NYタイムズによれば7月末にケリーとの間で8月14日のバノンの名誉ある退任が決まっていたそうです。つまりは先に書いた、ホワイトハウスの序列を元に戻した時点で既に退任も織り込み済みだったということです。ところがそこにシャーロッツビルの混乱が重なった。さらに追い討ちをかけるように北朝鮮への軍事行動の可能性を一蹴するバノン発言が雑誌に掲載されたのでした。これがロバの背を折る最後の藁の一本だったのか、それとも単なる蛇足だったのか。

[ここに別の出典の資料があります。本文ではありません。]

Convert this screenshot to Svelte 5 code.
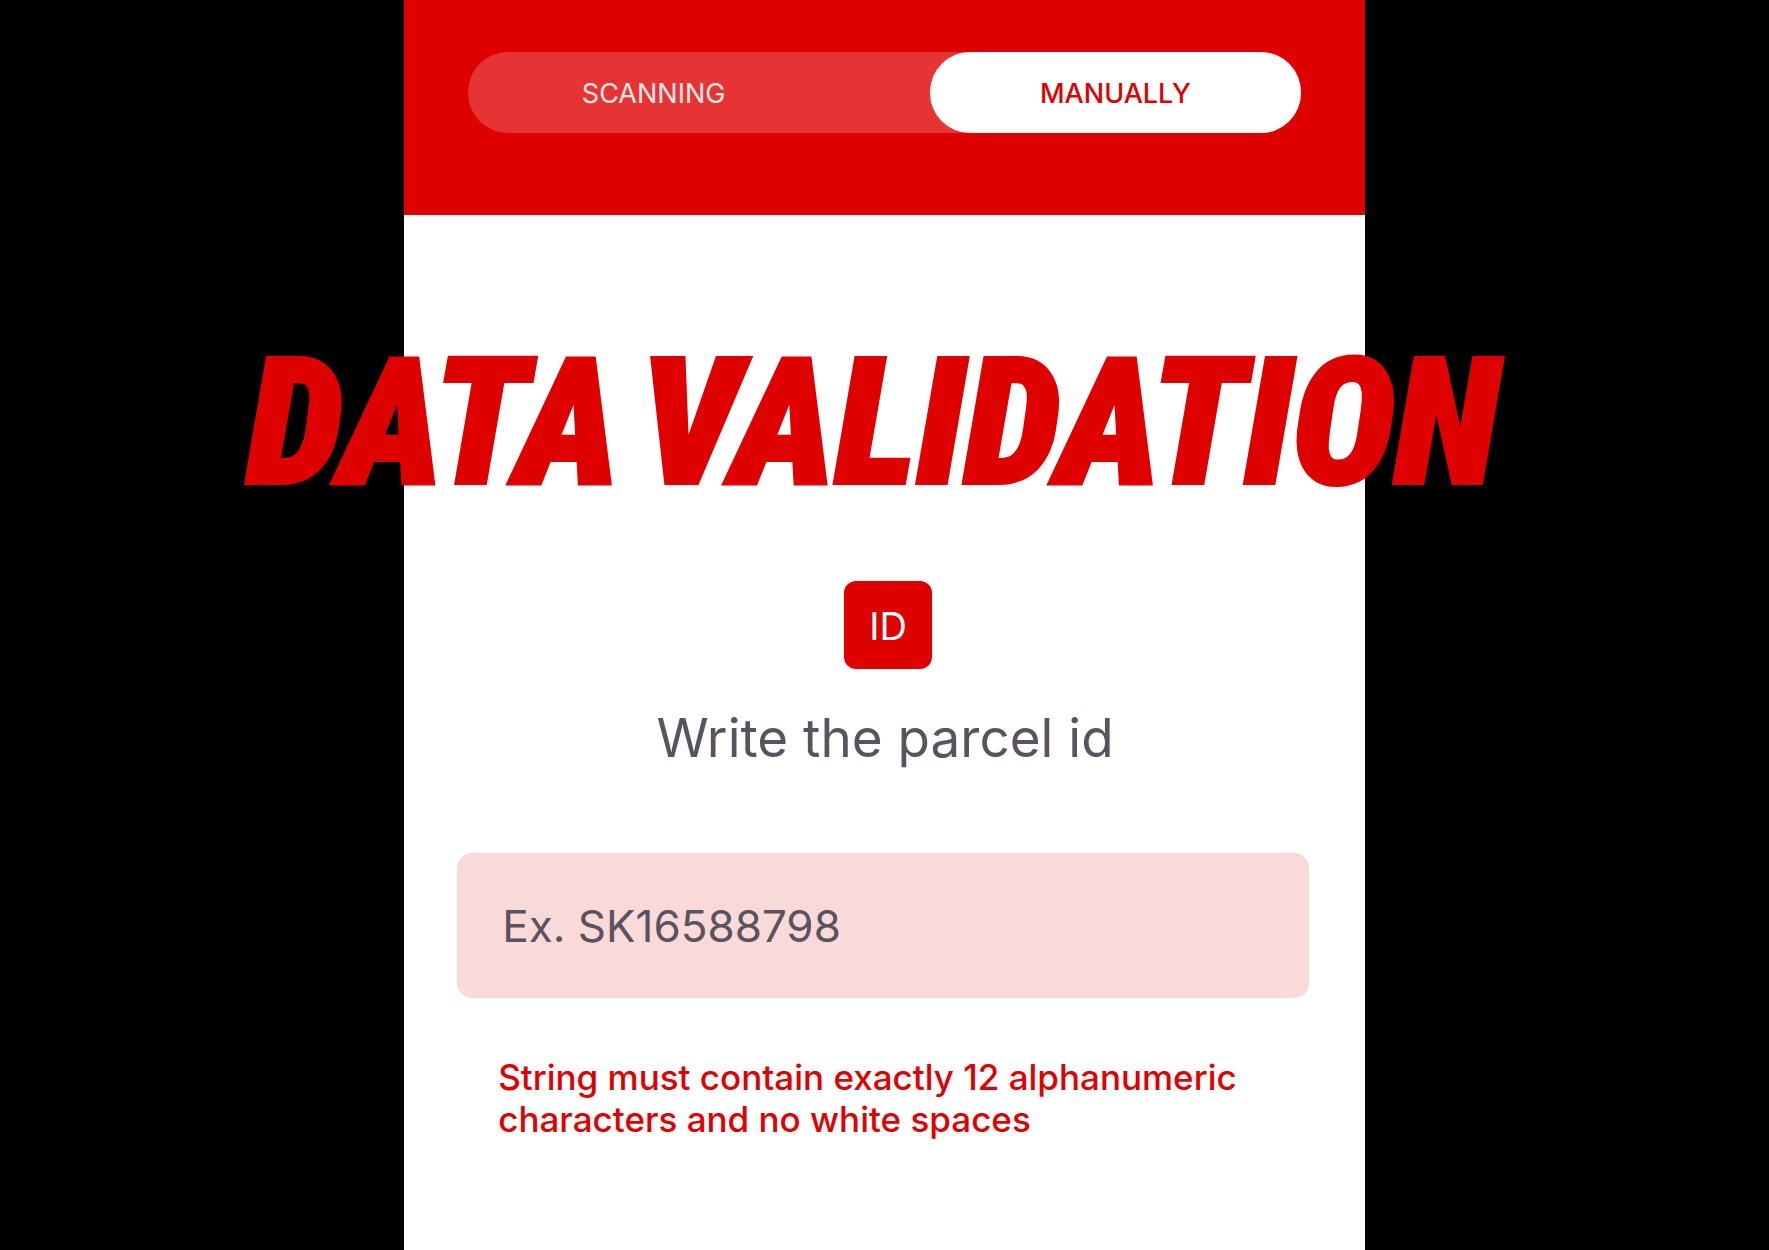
<script>
  let mode = $state('manual');
  let parcelId = $state('');
</script>

<main>
  <section class="screen">
    <header>
      <div class="switch" role="group" aria-label="Input mode">
        <button type="button" class:active={mode === 'scan'} aria-pressed={mode === 'scan'} onclick={() => (mode = 'scan')}>SCANNING</button>
        <button type="button" class:active={mode === 'manual'} aria-pressed={mode === 'manual'} onclick={() => (mode = 'manual')}>MANUALLY</button>
      </div>
    </header>

    <h1><span>DATA</span> <span>VALIDATION</span></h1>

    <form onsubmit={(e) => e.preventDefault()}>
      <span class="badge" aria-hidden="true">ID</span>
      <label for="parcel">Write the parcel id</label>
      <input id="parcel" type="text" placeholder="Ex. SK16588798" aria-describedby="hint" bind:value={parcelId} />
      <p id="hint">String must contain exactly 12 alphanumeric characters and no white spaces</p>
    </form>
  </section>
</main>

<style>
  :global(body) {
    background: #000;
  }
  * {
    box-sizing: border-box;
  }
  main {
    --red: #df0000;
    --ink: #5a535f;
    display: flex;
    justify-content: center;
    min-height: 100vh;
    overflow-x: hidden;
    font-family: Inter, "Liberation Sans", sans-serif;
  }
  .screen {
    display: flex;
    flex-direction: column;
    align-items: center;
    width: 54.3%;
    background: #fff;
  }
  header {
    width: 100%;
    padding: 52px 64px 82px;
    background: var(--red);
  }
  .switch {
    display: grid;
    grid-template-columns: 371fr 91fr 371fr;
    border-radius: 40px;
    background: #e63333;
  }
  button {
    height: 81px;
    padding: 2px 0 0;
    border: 0;
    border-radius: 40px;
    background: transparent;
    color: #fde8e8;
    font: 400 27px/36px Inter, "Liberation Sans", sans-serif;
    cursor: pointer;
  }
  button:last-child {
    grid-column: 3;
  }
  button.active {
    background: #fff;
    color: var(--red);
    font-weight: 500;
  }
  h1 {
    display: flex;
    gap: 20px;
    margin: 119px 24px 0 0;
    color: var(--red);
    font: italic 900 175px/180px "Roboto Condensed", Roboto, sans-serif;
    white-space: nowrap;
    -webkit-text-stroke: 4px var(--red);
  }
  form {
    display: flex;
    flex-direction: column;
    align-items: center;
    width: 100%;
    padding: 67px 56px 64px 53px;
  }
  .badge {
    display: grid;
    place-items: center;
    width: 88px;
    height: 88px;
    margin-left: 10px;
    padding-top: 2px;
    border-radius: 12px;
    background: var(--red);
    color: #fff;
    font-size: 38px;
    line-height: 48px;
  }
  label {
    margin-top: 36px;
    padding-left: 4px;
    color: var(--ink);
    font-size: 53px;
    line-height: 66px;
  }
  input {
    width: 100%;
    height: 145px;
    margin-top: 82px;
    padding: 0 45px;
    border: 0;
    border-radius: 15px;
    background: #f9dad8;
    color: var(--ink);
    font: 400 44px/56px Inter, "Liberation Sans", sans-serif;
  }
  input::placeholder {
    color: var(--ink);
    opacity: 1;
  }
  p {
    width: 100%;
    margin: 58px 0 0;
    padding: 0 41px;
    color: var(--red);
    font-size: 35px;
    font-weight: 500;
    line-height: 42px;
  }
</style>
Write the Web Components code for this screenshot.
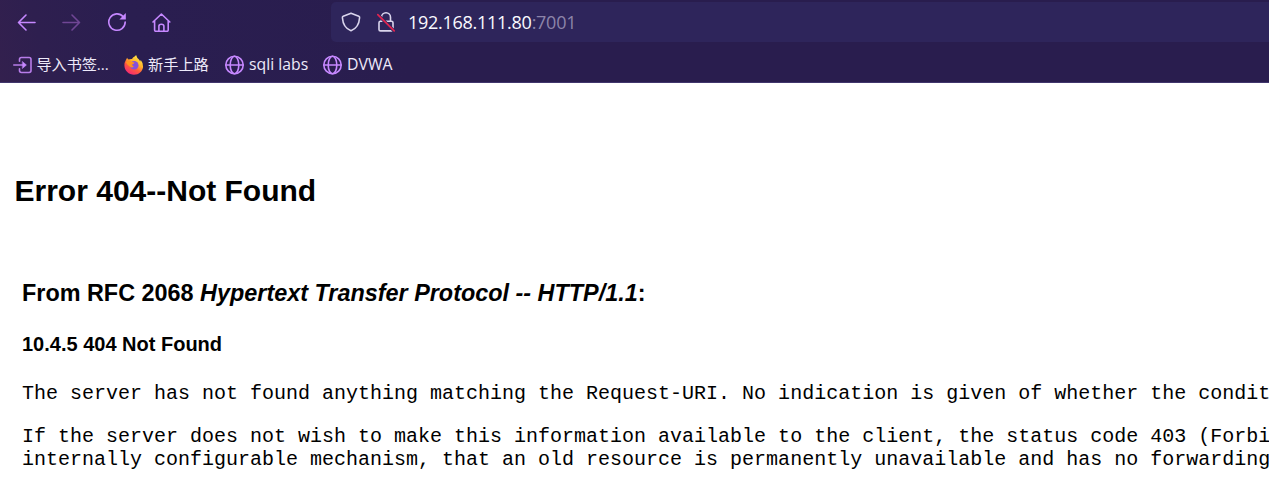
<!DOCTYPE html>
<html lang="zh-CN">
<head>
<meta charset="utf-8">
<title>Error 404--Not Found</title>
<style>html,body{margin:0;height:100%;background:#fff;overflow:hidden}</style>
</head>
<body>
<browser-window></browser-window>
<script>
const define = (name, html) => customElements.define(name, class extends HTMLElement {
  constructor() {
    super();
    this.attachShadow({mode: 'open'}).innerHTML = html;
  }
});

const icons = {
  back: `<path d="M18 10.500H1.500M9 3L1.500 10.500l7.500 7.500" stroke="#c688ff"/>`,
  forward: `<path d="M1 10.500h16.500M10 3L17.500 10.500 10 18" stroke="#704695"/>`,
  reload: `<path d="M16.200 4.700A8.200 8.200 0 1 0 18.200 10" stroke="#c688ff"/><path d="M18.800 1v6.400h-6.400z" fill="#c688ff"/>`,
  home: `<path d="M1 10L9.400 2l8.400 8M2.600 9v9q0 1.300 1.300 1.300h11q1.300 0 1.300-1.300V9M6.900 19v-4.800q0-2 2.500-2t2.500 2V19" stroke="#c688ff"/>`,
  shield: `<path d="M10 1.200L17.800 4.200Q18.800 4.600 18.600 5.800C18.200 11.500 16.500 16.300 10 18.800C3.500 16.300 1.800 11.500 1.400 5.800Q1.200 4.600 2.200 4.200Z" stroke="#dad5ed"/>`,
  lock: `<path d="M5.500 8.500V5.300a4.500 4.500 0 0 1 9 0v3.200M4.500 9.200h11q1.500 0 1.500 1.500v6.700q0 1.500-1.500 1.500h-11q-1.500 0-1.500-1.500v-6.700Q3 9.200 4.500 9.200z" stroke="#dad5ed"/><path d="M1.800 2.600L18 18.900" stroke="#2e255b" stroke-width="3.200"/><path d="M1.800 2.600L18.200 18.900" stroke="#e12450" stroke-width="1.700"/>`,
  import: `<path d="M6.500 6.200V4.400Q6.500 2.500 8.400 2.500h7.700Q18 2.500 18 4.400v11.200q0 1.900-1.900 1.900H8.400q-1.900 0-1.900-1.900v-1.800M.8 10h10.500" stroke="#b77ce9"/><path d="M9.600 6.700L13.400 10l-3.800 3.300z" fill="#c688ff" stroke="#c688ff" stroke-width=".6"/>`,
  globe: `<circle cx="10.500" cy="10" r="8.700" stroke="#c688ff"/><ellipse cx="10.500" cy="10" rx="4.300" ry="8.700" stroke="#c688ff"/><path d="M2 10h17" stroke="#c688ff"/>`,
  firefox: `<defs><linearGradient id="f" x1=".85" y1="0" x2=".25" y2="1"><stop stop-color="#fff44f"/><stop offset=".4" stop-color="#ffb52b"/><stop offset=".65" stop-color="#ff593d"/><stop offset="1" stop-color="#f52479"/></linearGradient></defs><path d="M1.800 5.200L3.100 2.800Q3.500 4.100 4.600 4.400Q6 3.900 8 4Q8.800 2.400 10.600 1.500Q11.500.8 12.100 0Q13 3.200 15 4.600Q15.800 5.600 16.100 6.500L16.800 5Q19.500 8.300 19.100 12C18.500 16.500 14.800 19.700 10 19.700C4.700 19.700.6 15.800.4 10.500Q.3 7.400 1.800 5.200z" fill="url(#f)"/><circle cx="10.200" cy="10.200" r="4.300" fill="#8650dc"/><path d="M1.800 7.200Q5.600 4.500 8.200 7.100L10.500 7.400Q10 8.900 8.200 9.200Q8 11 9.800 11.700Q8.200 13 6 11.800Q3.600 10.400 1.800 7.200z" fill="#ff9320"/>`
};
customElements.define('ui-icon', class extends HTMLElement {
  connectedCallback() {
    this.attachShadow({mode: 'open'}).innerHTML = `<style>:host{display:block;width:20px;height:20px;flex:none}svg{display:block}</style>
    <svg width="20" height="20" viewBox="0 0 20 20" fill="none" stroke-width="1.600" stroke-linecap="round" stroke-linejoin="round">${icons[this.getAttribute('name')]}</svg>`;
  }
});

define('book-mark', `<style>:host{display:flex;align-items:center;gap:4px;white-space:nowrap;font:15.800px/22px "Open Sans","Noto Sans CJK SC",sans-serif;color:#eeeafa}::slotted(ui-icon){margin-top:1px}span{margin-top:-1px}</style><slot name="icon"></slot><span><slot></slot></span>`);

define('address-bar', `<style>
:host{display:flex;align-items:center;flex:1;height:40px;box-sizing:border-box;padding-left:10px;background:#2e255b;border-radius:5px 0 0 5px;font:18px/24px "Open Sans",sans-serif;letter-spacing:-.270px;color:#fbfaff}
ui-icon+ui-icon{margin-left:15px}.url{margin-left:12px}.port{color:#8c84a9}
</style><ui-icon name="shield"></ui-icon><ui-icon name="lock"></ui-icon><span class="url">192.168.111.80<span class="port">:7001</span></span>`);

define('nav-bar', `<style>
:host{display:flex;height:40px;padding-top:2px}
.buttons{display:flex;align-items:center;gap:25px;padding-left:17px;width:314px;flex:none}
</style><div class="buttons"><ui-icon name="back"></ui-icon><ui-icon name="forward"></ui-icon><ui-icon name="reload"></ui-icon><ui-icon name="home"></ui-icon></div><address-bar></address-bar>`);

define('bookmark-bar', `<style>
:host{display:flex;align-items:center;height:40px;box-sizing:border-box;padding:5px 0 0 12.500px}
.a{width:111.500px}.b{width:100px}.c{width:98px}.a,.b{font-size:15.200px}.c,.d{gap:5px}.a{letter-spacing:-.100px}
</style><book-mark class="a"><ui-icon slot="icon" name="import"></ui-icon>导入书签...</book-mark><book-mark class="b"><ui-icon slot="icon" name="firefox"></ui-icon>新手上路</book-mark><book-mark class="c"><ui-icon slot="icon" name="globe"></ui-icon>sqli labs</book-mark><book-mark class="d"><ui-icon slot="icon" name="globe"></ui-icon>DVWA</book-mark>`);

define('error-page', `<style>
:host{display:block;padding:90px 0 0 14.500px;color:#000;font-family:"Liberation Sans",Arial,sans-serif;white-space:nowrap}
h1,h2,h3,pre{margin:0}
h1{font-size:30px;line-height:36px}
section{padding:70px 0 0 7.500px}
h2{font-size:23.400px;line-height:28px}
h3{font-size:20px;line-height:24px;margin-top:25px}
pre{font:20px/23px "Liberation Mono","Courier New",monospace;margin-top:26px}
pre+pre{margin-top:20px}
</style><h1>Error 404--Not Found</h1><section><h2>From RFC 2068 <i>Hypertext Transfer Protocol -- HTTP/1.1</i>:</h2><h3>10.4.5 404 Not Found</h3><pre>The server has not found anything matching the Request-URI. No indication is given of whether the condit</pre><pre>If the server does not wish to make this information available to the client, the status code 403 (Forbi
internally configurable mechanism, that an old resource is permanently unavailable and has no forwarding</pre></section>`);

define('browser-window', `<style>
:host{display:block;width:100%;height:100vh;overflow:hidden;background:#fff}
header{height:83px;box-sizing:border-box;border-bottom:1px solid #41366d;background:linear-gradient(75deg,#33204e 0,#2e1f4f 50px,#2a1e50 140px,#291d4e 400px)}
</style><header><nav-bar></nav-bar><bookmark-bar></bookmark-bar></header><error-page></error-page>`);
</script>
</body>
</html>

リベラル系雑誌「 アメリカン・プロスペクト」に載ったバノン発言は「開戦30分でソウルの1000万人が北の通常兵器だけで死亡するという軍事的選択肢など、論外だ、あり得ない」というものでした。トランプの功績があるとすれば唯一その得意の脅迫口調で金正恩をビビらせているというものなのですが、せっかく北が一歩ひきさがった時にそういう戦略の舞台裏をバラしてしまうのは(とはいえ、バノンの言っていたことはみんなが言っている至極まっとうな普通の対応なのですが)、今週始まった米韓合同軍事演習の意味をも変えてしまう重大な「閣内不一致」。B-1B爆撃機を投入するとか、先制攻撃をも想定した、というブラフも本当にブラフだったってバラしちゃうことですから、トランプが激怒したのは言うまでもないでしょう。
かくしてバノンは「名誉なく」退任しました。トランプ政権はその弱体さゆえにいまケリー首席補佐官、マクマスター安保担当補佐官、マティス国防長官(元海兵隊大将)といった軍人たちに支えられる軍事政権になりつつあります。弱い指導者が軍に頼るというのは歴史が教えてくれています。それが国防予算の9%=500億ドルの増額と国務省予算の3割削減=人員2300人削減という数字に予兆的に表れていたとも言えます。
昨日、アメリカのアフガニスタン政策が刷新されました。権力の空白を避けるために再び米兵を増派する方向です。イラクでのISISの教訓を経て、オバマの立案した撤退戦略の見直しなのでしょうが、人気最低の大統領がこれまた軍事行動で国民の支持を得ようとするというのも歴史の事実です。そうすると、せっかく「ブラフ」で沈静化している北朝鮮問題も、このあと何が起きるかまたまたわからなくなってきたのでしょうか。
機能不全のホワイトハウス、「最悪の1週間」はいまも常に更新されています。